■ Task requirements: Retype exactly what runs from the first line of the data to the line with "import React from", keeping both of those lines and skipping pictures.

■ Collected material:
————
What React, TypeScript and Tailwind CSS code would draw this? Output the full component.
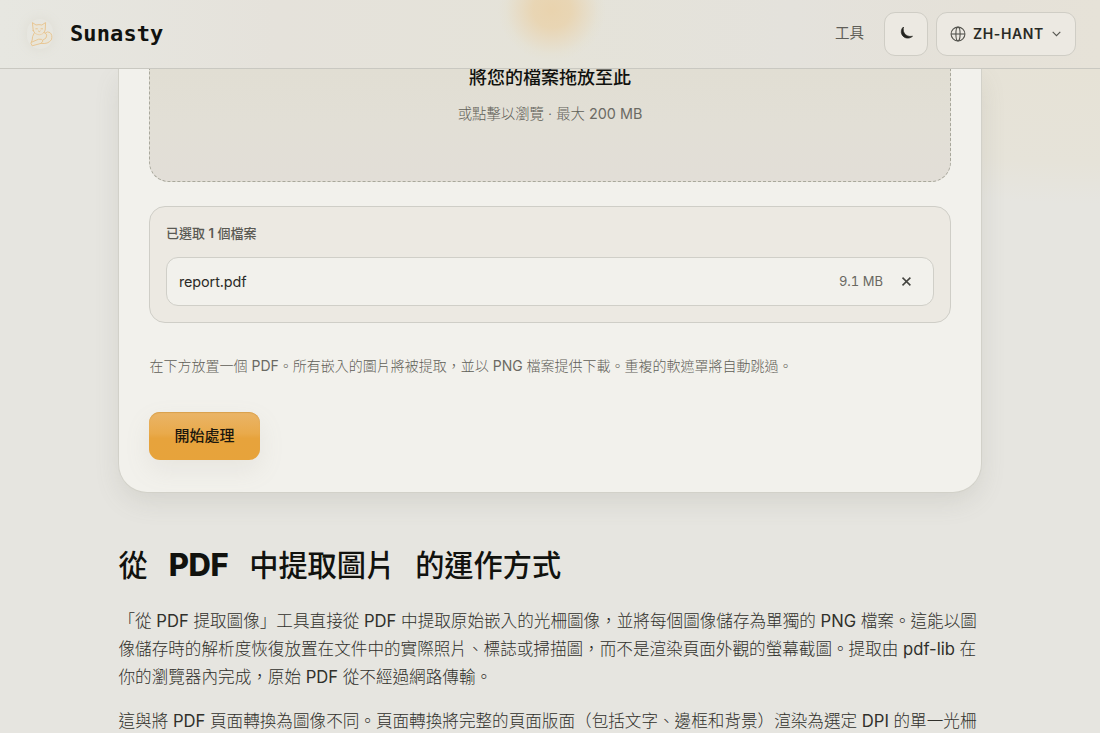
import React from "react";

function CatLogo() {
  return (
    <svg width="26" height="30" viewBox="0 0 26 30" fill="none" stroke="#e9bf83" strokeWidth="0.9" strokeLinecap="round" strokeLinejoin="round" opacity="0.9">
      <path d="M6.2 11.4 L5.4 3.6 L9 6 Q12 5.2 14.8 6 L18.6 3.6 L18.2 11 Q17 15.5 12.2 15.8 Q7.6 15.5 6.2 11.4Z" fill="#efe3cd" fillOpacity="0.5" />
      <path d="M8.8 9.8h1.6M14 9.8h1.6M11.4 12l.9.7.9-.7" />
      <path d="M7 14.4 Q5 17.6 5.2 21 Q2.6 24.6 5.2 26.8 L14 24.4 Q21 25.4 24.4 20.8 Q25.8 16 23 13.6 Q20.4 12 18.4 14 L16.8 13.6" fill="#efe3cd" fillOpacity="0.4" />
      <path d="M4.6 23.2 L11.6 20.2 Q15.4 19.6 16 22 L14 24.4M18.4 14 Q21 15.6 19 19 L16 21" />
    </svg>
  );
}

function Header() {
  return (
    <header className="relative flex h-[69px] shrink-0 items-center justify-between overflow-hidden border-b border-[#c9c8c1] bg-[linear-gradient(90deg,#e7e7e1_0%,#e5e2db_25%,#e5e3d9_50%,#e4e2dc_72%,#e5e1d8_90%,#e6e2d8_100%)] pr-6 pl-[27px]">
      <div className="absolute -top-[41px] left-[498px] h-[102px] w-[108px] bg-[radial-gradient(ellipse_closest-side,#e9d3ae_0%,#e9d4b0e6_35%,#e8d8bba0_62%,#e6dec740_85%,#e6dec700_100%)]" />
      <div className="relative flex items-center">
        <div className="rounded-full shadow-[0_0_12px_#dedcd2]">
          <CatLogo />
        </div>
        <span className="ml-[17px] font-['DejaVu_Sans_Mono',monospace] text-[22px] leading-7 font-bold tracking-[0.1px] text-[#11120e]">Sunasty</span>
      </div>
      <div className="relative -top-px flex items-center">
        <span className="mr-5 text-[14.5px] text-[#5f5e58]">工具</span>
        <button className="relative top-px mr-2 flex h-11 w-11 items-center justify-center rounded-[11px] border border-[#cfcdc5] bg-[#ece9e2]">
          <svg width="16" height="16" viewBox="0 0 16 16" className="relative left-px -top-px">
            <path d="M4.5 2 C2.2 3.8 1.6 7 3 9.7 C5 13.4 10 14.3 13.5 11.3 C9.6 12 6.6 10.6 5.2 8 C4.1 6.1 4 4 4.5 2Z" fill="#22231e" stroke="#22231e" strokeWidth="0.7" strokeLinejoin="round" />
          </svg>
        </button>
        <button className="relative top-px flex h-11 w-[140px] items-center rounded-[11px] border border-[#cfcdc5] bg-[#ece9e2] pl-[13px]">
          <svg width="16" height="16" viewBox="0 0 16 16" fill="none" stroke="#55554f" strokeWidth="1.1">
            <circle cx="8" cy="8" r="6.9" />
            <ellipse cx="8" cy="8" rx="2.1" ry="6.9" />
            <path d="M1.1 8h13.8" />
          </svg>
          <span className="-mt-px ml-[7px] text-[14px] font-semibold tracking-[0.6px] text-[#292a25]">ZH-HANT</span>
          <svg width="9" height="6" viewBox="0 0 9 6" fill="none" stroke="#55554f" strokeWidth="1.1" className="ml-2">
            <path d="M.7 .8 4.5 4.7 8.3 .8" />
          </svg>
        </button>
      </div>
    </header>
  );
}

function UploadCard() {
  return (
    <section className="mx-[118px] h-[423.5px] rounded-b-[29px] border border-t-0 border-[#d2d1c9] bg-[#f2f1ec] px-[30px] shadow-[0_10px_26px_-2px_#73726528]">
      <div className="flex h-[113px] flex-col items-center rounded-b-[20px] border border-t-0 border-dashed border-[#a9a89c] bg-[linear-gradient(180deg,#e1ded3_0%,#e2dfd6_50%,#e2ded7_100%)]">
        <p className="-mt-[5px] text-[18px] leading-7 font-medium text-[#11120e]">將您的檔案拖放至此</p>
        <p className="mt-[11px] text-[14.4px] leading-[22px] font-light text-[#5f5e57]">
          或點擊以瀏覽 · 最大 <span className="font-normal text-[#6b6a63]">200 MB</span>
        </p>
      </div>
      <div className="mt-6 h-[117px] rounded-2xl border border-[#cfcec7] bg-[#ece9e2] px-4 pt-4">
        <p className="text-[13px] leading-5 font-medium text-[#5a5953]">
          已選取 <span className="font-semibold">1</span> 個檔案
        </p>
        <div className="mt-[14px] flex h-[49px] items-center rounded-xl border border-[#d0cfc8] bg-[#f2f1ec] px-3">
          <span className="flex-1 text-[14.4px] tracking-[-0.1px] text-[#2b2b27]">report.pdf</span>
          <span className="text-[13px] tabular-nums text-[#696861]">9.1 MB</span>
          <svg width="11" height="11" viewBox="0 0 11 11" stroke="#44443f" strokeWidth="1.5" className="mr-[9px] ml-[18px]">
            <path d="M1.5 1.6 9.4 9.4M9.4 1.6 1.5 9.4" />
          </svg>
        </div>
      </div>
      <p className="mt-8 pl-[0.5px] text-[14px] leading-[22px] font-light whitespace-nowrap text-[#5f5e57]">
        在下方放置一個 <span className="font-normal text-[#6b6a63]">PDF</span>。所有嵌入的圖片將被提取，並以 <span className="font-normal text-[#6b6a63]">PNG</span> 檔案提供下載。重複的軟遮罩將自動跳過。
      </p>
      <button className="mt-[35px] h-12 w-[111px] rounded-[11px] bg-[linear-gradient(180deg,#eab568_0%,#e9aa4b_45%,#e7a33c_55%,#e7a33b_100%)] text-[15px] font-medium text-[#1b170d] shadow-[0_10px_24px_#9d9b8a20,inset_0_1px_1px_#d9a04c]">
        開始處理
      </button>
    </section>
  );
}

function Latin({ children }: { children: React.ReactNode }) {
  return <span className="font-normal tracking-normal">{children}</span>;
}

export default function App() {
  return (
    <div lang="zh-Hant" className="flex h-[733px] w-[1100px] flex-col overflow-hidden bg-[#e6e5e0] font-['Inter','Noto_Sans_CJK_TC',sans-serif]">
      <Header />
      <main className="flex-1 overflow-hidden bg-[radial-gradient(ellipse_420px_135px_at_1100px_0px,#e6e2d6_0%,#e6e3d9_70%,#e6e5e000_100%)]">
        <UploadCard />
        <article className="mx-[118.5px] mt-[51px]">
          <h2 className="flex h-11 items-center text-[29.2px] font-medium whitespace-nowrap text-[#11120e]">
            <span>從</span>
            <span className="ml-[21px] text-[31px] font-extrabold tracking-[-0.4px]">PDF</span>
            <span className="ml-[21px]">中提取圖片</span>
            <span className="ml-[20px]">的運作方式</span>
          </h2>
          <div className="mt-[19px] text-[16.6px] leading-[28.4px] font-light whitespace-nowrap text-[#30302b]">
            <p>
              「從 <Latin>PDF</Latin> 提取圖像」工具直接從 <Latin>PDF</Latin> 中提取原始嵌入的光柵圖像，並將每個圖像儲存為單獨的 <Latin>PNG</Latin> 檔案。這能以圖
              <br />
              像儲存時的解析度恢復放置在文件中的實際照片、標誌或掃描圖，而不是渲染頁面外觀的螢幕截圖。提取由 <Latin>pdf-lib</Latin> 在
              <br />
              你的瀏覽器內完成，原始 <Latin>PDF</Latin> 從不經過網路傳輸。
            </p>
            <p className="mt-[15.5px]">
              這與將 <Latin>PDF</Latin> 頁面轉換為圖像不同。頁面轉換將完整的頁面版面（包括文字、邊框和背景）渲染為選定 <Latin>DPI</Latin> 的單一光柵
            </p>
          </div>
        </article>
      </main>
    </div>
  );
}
————
■ Answer to the task:
What React, TypeScript and Tailwind CSS code would draw this? Output the full component.
import React from "react";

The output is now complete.